By Jared | March 24, 2008
It’s fairly easy to just rave on about this or that being wrong with society. It’s even easier to go picking through news stories and columns like a sniper, then tearing them apart and putting them back together again. (It’s also rather fun, and, yes, it can be more than a little instructive.)
Frankly, that’s exactly what journalism is becoming today—a “take it apart and put it back together again” discipline in which the journalist’s job is to pick out the most interesting bit of news and re-publish it with a new headline and a new twist, possibly a few statistics, and a bit of amusing commentary.
The journalist’s job is to make sure what he’s telling you is true. “Just the facts, man” journalism is about calling your sources, making notes, and making sure there really IS a body in the morgue to prove that the crime was committed.
Or it was. Times are changing. The internet has provided an information glut. Yes, local newspaper reporters are called to report on local situations. That IS how the news first gets into circulation most of the time, and it probably always will be.
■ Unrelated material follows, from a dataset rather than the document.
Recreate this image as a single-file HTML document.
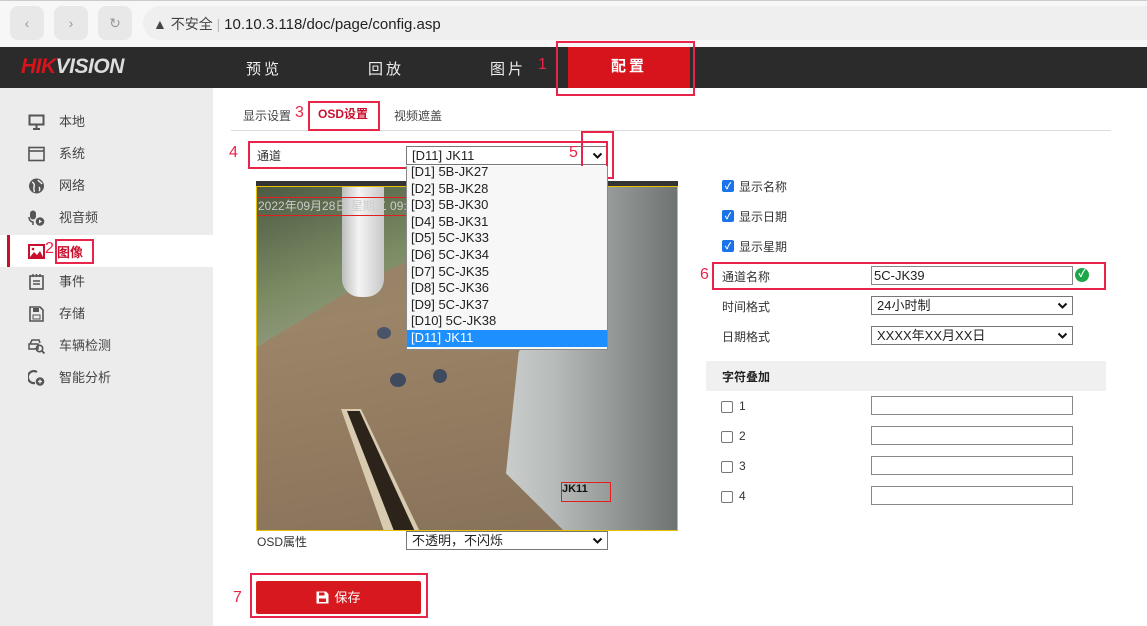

After the local reporter does his job, the “national news media” generally pick up these stories and run with them. Journalism is becoming a discipline of selection.
I don’t mean to belabor this point, but it has a great deal to do with what I hope to do next at The Honest Truth Online, so bear with me for a moment.
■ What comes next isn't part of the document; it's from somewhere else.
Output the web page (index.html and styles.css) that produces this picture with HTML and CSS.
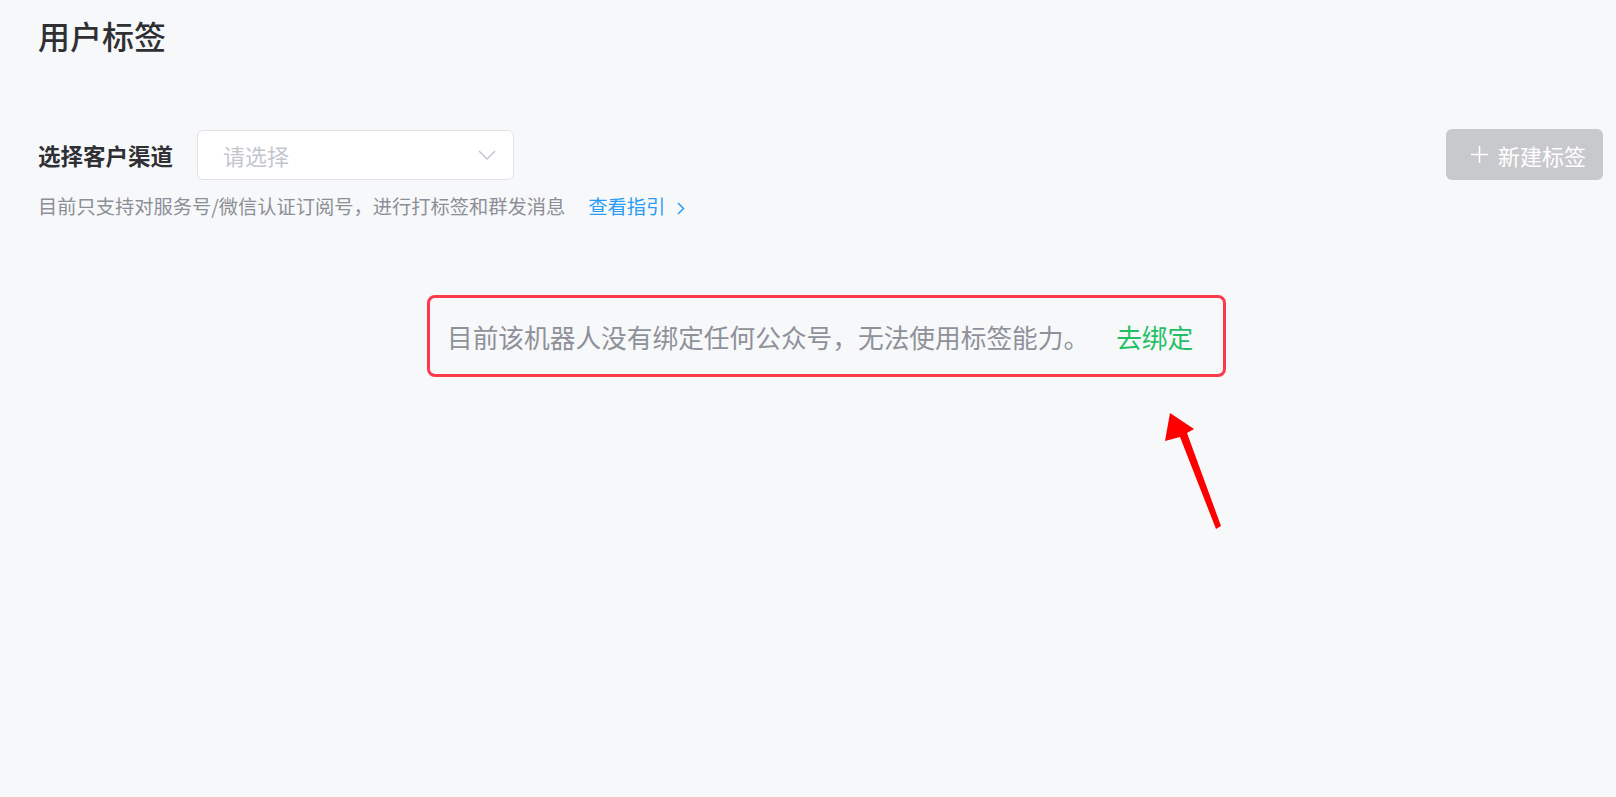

The media are important because they act as a lens to focus the people’s attention. Take my dad as an example. My dad builds machinery for a living. He has a family. He has bills to pay. He has to worry about flat tires and the neighbor’s dogs and property taxes. He’s got a life that is, more or less, analogous to everyone else’s.
My dad has only a very small percentage of his time to spend on national (or even local) news. Thus, whatever news source he reads/watches/listens to determines the following: 1. What he knows about national news. 2. What he considers important. 3. What political parties/charities he supports, how he votes, what he buys for his family, whether he can afford a new house/car/boat, etc.
The media are important because they determine what we know about the world and, to an extent, how we approach everything around us. (If interest rates are going up, you want to know about it, right? If the price of oil goes up, gas prices go up. We are so used to these things that we don’t even think about them anymore.)
There are academics somewhere, I’m sure, who study the media, but I’ve yet to see anyone in the media itself do a systematic, in-depth study of what drives politics (and by extension the rest of society) on a nuts and bolts level.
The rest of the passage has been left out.